Problem:
Which lines in the records below contain the word "this"? Copy each one out.
_ _ _ _ _
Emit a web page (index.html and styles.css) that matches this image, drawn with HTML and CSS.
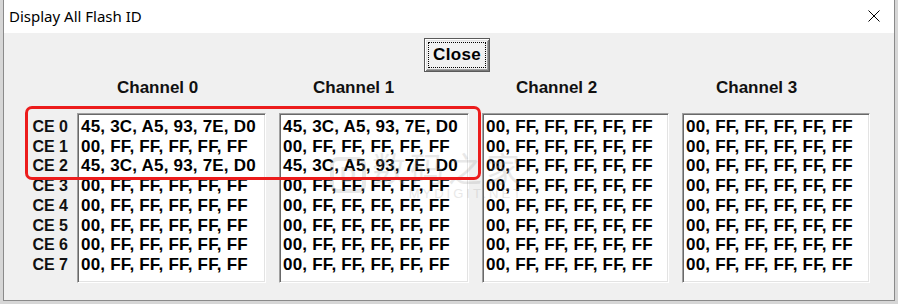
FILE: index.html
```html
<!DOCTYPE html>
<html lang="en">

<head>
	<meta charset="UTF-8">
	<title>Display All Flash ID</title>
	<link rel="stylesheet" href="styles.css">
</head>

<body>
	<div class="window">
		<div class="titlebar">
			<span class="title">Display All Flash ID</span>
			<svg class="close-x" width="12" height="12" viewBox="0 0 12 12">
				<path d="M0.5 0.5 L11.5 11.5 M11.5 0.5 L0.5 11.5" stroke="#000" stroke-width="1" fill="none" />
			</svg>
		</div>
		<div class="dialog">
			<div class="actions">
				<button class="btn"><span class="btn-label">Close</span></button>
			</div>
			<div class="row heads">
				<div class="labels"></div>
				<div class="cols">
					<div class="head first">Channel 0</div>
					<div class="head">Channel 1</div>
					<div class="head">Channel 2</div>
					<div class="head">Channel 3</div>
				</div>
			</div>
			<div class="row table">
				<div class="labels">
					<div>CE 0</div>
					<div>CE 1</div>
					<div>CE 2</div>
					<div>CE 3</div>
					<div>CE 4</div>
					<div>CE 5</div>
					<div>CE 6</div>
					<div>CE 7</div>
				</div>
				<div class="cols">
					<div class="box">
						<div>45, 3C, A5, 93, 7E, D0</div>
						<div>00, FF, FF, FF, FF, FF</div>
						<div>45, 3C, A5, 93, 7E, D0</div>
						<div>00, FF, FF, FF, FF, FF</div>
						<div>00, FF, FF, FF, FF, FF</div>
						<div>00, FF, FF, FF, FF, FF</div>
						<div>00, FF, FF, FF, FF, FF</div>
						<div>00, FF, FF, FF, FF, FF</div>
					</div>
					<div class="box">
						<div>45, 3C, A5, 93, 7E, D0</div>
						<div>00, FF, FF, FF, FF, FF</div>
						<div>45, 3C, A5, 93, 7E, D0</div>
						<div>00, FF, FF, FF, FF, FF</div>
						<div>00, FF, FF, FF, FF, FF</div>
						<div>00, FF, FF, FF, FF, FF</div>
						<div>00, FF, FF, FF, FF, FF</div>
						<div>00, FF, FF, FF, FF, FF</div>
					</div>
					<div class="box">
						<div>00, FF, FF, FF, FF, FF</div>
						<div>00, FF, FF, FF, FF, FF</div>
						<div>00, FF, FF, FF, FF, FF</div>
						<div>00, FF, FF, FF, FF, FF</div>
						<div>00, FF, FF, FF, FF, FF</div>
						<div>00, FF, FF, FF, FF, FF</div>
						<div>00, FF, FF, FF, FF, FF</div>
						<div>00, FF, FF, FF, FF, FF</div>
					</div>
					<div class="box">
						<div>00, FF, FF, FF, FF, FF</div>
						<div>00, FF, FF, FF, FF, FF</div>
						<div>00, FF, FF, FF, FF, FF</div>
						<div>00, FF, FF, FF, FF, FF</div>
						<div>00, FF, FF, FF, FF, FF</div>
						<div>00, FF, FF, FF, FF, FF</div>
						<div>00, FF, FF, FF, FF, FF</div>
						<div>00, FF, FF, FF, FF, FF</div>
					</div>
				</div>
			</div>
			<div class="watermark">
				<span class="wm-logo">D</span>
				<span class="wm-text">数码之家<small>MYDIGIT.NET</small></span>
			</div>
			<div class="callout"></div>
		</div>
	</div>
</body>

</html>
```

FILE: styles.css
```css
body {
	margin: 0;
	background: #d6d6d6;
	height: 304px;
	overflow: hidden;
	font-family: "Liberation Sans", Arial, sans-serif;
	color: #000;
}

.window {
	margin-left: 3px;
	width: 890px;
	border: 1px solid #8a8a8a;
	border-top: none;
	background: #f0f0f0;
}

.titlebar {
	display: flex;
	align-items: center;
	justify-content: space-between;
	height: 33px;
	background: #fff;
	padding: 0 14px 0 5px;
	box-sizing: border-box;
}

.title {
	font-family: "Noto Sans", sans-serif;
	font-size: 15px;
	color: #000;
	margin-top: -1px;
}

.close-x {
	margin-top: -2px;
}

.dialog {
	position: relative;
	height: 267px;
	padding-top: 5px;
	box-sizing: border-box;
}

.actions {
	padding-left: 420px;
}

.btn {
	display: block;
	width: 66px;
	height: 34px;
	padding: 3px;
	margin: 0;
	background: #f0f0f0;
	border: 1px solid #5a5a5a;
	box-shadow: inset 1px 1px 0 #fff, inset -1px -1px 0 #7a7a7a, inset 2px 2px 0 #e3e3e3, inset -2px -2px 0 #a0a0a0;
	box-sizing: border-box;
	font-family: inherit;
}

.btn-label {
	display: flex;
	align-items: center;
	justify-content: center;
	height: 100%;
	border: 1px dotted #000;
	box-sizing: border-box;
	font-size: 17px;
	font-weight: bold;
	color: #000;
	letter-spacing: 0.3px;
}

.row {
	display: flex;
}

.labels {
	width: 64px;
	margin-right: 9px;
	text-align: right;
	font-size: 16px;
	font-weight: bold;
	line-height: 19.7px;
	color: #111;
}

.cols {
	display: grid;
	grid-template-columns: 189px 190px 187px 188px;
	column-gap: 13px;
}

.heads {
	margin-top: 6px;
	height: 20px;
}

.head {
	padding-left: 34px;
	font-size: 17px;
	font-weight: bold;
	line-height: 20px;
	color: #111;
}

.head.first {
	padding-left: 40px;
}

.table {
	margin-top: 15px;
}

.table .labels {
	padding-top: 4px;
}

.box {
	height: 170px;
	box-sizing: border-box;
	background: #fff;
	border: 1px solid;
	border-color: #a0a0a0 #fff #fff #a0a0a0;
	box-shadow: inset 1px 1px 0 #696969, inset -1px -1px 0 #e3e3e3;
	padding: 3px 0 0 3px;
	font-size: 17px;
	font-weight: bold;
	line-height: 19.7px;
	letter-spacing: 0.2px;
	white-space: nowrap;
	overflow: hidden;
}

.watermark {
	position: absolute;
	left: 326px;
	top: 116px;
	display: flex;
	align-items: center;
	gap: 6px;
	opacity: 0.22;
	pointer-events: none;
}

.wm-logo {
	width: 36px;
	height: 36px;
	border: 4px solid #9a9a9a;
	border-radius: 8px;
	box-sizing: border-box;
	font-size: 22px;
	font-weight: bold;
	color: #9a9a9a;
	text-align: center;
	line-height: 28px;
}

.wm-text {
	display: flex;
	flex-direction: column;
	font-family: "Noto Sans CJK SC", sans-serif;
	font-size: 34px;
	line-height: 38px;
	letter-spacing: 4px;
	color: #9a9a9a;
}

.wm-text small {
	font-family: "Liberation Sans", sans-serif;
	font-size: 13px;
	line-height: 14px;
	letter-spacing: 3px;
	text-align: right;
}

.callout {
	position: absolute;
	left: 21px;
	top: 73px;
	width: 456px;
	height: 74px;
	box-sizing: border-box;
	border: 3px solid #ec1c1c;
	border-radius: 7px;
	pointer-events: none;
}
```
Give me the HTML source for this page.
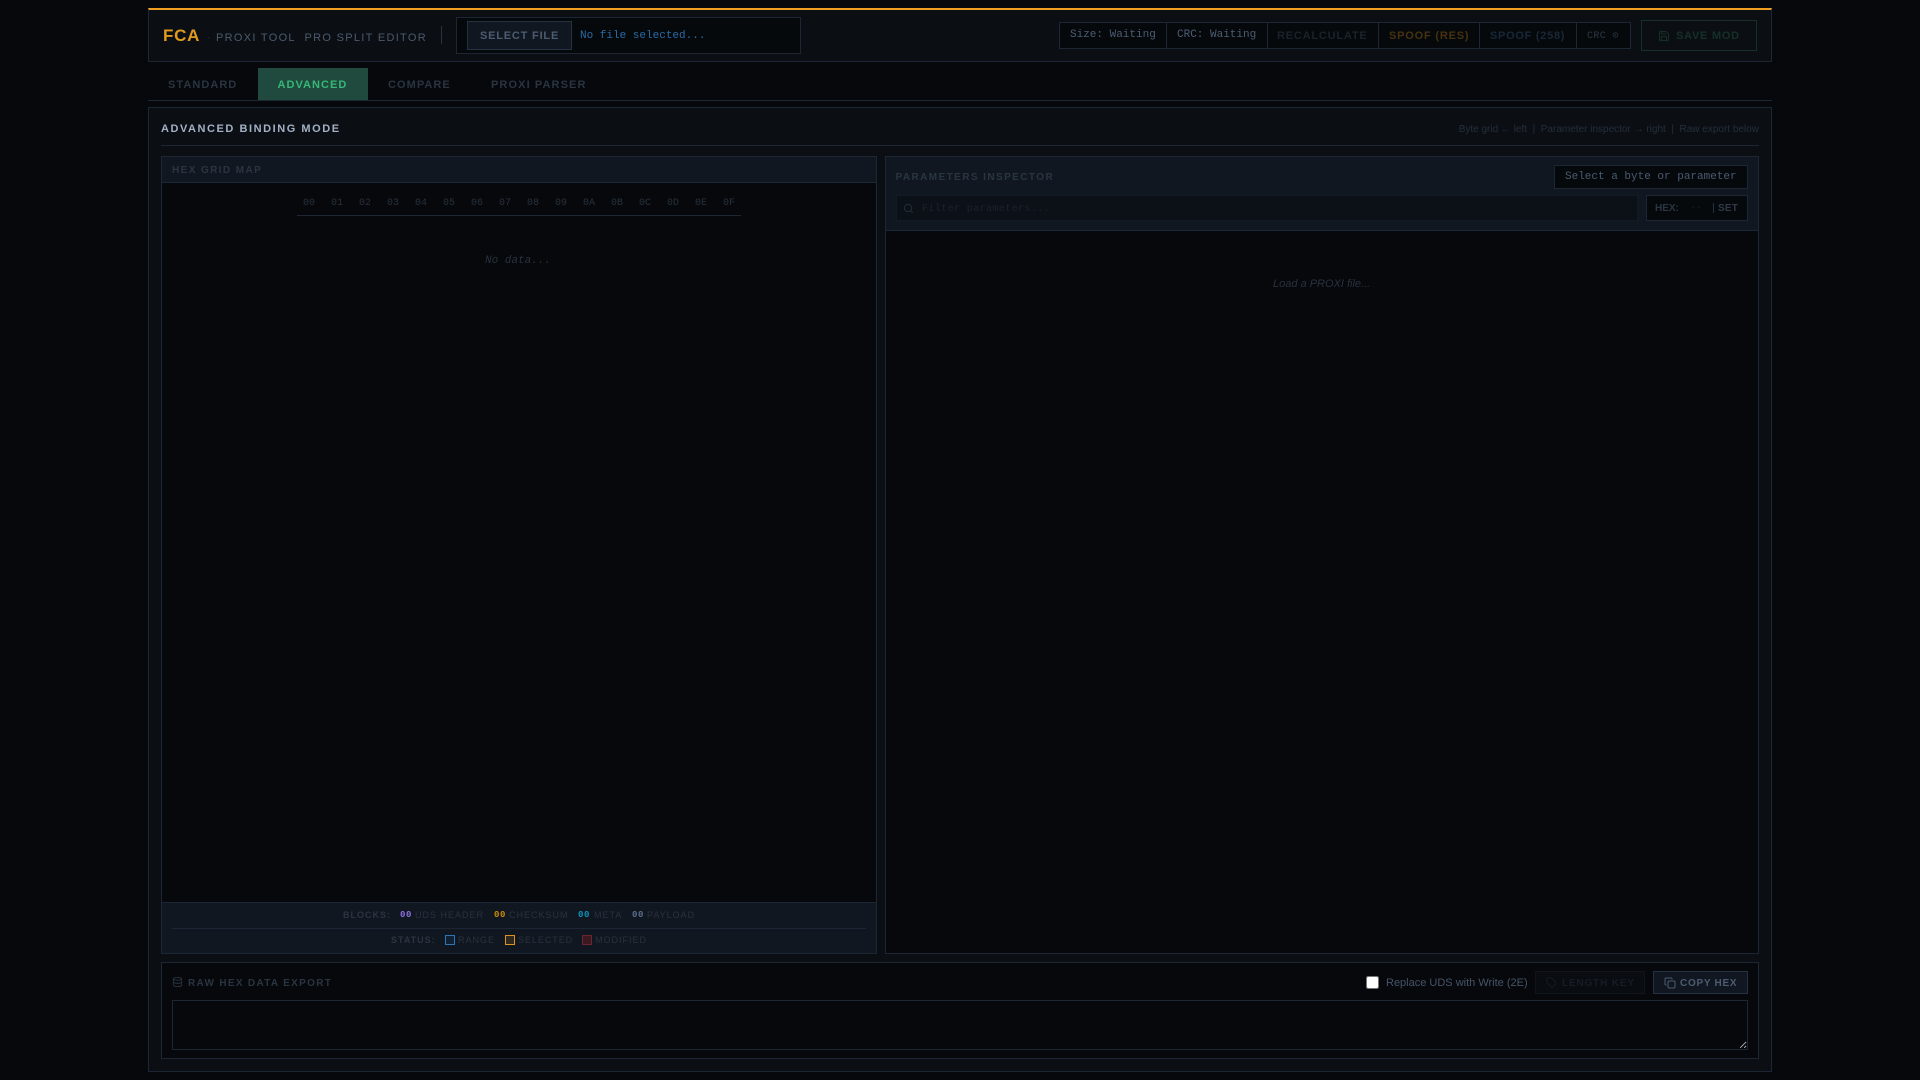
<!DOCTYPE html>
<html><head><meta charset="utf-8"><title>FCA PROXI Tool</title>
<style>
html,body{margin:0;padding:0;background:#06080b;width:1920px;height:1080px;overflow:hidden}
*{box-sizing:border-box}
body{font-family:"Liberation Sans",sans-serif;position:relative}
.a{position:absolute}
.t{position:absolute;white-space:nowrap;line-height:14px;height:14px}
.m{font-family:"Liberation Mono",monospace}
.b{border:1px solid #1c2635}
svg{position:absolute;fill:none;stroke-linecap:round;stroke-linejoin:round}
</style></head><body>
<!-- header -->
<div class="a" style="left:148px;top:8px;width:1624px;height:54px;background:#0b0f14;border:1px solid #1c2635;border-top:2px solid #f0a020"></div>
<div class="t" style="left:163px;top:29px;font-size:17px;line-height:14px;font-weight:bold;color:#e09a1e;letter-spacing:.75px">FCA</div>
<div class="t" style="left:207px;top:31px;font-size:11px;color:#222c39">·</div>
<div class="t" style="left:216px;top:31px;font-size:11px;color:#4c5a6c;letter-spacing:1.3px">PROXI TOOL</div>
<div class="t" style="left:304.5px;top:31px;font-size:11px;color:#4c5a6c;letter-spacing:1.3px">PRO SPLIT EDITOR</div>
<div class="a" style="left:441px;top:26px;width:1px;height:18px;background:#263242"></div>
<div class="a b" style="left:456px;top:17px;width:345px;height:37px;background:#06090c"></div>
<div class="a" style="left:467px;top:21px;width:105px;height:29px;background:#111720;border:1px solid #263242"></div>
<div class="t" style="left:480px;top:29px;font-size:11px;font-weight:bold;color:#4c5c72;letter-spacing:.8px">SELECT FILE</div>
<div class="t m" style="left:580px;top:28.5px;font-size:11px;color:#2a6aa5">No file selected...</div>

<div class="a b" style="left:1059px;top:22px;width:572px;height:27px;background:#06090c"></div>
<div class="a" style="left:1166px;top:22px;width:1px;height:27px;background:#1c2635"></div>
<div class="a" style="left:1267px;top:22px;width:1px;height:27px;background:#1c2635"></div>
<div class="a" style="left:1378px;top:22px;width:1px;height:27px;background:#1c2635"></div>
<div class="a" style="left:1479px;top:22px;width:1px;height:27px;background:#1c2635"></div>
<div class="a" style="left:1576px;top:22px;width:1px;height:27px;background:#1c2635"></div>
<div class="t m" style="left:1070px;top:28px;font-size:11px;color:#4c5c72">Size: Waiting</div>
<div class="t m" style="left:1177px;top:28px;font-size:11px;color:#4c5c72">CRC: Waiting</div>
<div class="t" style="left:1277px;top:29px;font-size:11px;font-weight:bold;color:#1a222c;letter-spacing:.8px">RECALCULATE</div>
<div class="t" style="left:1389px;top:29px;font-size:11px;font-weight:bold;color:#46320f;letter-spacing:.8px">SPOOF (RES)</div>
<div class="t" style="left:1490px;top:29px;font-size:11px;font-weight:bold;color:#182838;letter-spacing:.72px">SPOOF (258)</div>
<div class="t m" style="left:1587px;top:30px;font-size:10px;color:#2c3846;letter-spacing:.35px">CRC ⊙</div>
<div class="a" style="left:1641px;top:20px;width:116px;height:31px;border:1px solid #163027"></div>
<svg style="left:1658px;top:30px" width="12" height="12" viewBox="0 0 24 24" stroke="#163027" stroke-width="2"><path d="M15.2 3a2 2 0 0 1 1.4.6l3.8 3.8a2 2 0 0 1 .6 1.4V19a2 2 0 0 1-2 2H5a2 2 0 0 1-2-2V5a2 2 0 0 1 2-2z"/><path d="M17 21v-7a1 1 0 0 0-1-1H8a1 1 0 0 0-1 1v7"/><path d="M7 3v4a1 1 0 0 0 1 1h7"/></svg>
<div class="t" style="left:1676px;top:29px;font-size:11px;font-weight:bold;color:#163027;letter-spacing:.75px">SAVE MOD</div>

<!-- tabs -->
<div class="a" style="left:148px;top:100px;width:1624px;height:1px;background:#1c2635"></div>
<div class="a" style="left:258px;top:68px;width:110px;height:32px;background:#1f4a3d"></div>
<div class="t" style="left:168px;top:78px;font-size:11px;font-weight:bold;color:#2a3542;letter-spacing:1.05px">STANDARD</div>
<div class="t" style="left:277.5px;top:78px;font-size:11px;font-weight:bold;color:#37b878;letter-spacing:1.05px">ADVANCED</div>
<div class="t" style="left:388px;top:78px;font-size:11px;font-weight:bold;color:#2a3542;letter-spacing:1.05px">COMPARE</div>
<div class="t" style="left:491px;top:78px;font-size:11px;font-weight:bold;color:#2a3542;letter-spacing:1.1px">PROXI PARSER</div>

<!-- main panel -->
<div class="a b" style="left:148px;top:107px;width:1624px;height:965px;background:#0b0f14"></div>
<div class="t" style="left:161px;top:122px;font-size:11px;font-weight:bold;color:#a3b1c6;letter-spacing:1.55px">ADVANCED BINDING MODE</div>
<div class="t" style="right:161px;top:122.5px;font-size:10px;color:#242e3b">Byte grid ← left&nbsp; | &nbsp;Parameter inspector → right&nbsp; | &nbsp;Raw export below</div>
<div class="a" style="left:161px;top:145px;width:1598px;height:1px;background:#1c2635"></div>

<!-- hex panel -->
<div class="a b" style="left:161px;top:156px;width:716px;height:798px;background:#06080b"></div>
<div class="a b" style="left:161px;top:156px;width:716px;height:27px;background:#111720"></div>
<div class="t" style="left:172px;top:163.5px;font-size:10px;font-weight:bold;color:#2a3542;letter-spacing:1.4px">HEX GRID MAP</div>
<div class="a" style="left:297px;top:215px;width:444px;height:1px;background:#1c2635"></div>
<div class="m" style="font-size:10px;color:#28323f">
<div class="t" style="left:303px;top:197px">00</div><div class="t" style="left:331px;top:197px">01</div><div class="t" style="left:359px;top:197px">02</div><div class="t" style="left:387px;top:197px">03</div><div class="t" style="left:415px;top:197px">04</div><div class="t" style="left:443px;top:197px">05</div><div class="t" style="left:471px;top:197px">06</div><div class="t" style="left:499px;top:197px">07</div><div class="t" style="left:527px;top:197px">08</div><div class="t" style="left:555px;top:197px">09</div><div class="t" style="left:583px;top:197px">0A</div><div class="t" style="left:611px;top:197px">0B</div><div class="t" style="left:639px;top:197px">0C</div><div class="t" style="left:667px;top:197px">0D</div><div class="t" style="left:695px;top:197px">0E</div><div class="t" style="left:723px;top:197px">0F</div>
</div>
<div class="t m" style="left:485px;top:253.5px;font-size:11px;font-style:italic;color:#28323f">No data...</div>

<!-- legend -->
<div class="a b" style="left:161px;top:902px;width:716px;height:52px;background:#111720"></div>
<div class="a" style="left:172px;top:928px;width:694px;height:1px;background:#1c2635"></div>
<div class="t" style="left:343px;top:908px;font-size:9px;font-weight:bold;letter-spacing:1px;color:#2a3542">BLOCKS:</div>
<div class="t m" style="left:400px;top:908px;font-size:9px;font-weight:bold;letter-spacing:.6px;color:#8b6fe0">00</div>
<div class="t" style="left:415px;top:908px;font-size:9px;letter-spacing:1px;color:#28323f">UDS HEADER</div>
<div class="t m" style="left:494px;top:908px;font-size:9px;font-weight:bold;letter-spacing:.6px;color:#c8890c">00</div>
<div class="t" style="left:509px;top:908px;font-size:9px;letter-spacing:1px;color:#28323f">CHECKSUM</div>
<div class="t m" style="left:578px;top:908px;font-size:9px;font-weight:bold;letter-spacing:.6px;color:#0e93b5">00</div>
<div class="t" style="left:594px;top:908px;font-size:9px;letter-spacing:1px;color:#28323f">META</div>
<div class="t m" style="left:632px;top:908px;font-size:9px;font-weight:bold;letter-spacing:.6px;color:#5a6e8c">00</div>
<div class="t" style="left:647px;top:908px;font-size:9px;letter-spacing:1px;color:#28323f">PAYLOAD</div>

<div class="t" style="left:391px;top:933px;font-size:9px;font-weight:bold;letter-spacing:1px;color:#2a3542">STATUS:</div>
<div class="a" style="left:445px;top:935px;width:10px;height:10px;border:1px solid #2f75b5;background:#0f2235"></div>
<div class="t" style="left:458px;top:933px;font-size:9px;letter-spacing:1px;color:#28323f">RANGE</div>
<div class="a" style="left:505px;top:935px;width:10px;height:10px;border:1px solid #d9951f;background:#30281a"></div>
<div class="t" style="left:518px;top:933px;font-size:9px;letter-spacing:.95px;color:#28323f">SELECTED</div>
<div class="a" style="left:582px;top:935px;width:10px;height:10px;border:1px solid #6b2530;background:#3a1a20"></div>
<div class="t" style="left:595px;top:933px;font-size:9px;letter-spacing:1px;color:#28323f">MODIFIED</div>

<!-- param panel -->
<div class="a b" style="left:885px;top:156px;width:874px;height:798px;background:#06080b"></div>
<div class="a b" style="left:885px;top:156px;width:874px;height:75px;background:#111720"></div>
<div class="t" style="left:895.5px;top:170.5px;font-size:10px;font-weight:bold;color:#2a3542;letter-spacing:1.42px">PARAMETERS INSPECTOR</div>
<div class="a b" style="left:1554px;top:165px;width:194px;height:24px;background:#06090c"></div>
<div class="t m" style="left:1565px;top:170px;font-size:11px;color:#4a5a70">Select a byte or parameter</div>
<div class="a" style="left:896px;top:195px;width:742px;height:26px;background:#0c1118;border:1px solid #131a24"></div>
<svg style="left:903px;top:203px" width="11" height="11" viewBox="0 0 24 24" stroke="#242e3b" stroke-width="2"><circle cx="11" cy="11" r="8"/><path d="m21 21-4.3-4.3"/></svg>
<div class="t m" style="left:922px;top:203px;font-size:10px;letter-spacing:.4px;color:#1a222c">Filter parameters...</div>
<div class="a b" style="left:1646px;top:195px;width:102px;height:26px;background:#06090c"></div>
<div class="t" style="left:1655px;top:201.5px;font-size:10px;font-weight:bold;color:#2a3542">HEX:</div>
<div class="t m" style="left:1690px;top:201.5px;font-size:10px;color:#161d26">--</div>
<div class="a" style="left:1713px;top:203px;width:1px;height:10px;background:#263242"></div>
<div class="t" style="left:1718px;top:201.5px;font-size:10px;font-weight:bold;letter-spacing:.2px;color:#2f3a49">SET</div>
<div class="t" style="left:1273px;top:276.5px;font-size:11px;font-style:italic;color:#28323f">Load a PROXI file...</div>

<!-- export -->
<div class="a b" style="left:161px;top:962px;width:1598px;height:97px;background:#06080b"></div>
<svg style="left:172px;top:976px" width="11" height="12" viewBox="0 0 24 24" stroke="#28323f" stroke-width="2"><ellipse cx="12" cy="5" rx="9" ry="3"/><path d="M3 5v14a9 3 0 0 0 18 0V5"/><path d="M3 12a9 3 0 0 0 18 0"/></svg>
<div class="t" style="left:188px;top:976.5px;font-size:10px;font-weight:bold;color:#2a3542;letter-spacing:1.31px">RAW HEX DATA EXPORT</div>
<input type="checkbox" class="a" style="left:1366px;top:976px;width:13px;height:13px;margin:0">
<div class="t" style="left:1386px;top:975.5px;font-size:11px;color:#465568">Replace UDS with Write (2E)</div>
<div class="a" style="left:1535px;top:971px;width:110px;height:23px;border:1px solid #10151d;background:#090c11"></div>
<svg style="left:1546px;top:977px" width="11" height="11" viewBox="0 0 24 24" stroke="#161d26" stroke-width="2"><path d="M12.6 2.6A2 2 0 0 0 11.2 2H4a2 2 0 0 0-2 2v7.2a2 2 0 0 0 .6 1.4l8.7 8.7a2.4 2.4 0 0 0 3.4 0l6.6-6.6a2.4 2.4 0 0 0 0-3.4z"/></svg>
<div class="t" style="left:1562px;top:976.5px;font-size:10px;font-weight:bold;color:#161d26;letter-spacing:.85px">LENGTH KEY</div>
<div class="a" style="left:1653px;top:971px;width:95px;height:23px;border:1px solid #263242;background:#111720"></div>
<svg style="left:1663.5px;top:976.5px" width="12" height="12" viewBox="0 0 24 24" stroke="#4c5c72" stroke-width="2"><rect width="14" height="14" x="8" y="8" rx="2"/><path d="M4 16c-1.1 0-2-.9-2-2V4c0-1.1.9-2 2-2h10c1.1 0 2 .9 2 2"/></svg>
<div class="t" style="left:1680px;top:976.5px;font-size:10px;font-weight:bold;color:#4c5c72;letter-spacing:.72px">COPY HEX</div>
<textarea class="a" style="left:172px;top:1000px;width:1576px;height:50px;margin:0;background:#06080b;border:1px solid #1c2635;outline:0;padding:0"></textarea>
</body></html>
_ _ _ _ _
The response:
Emit a web page (index.html and styles.css) that matches this image, drawn with HTML and CSS.
Give me the HTML source for this page.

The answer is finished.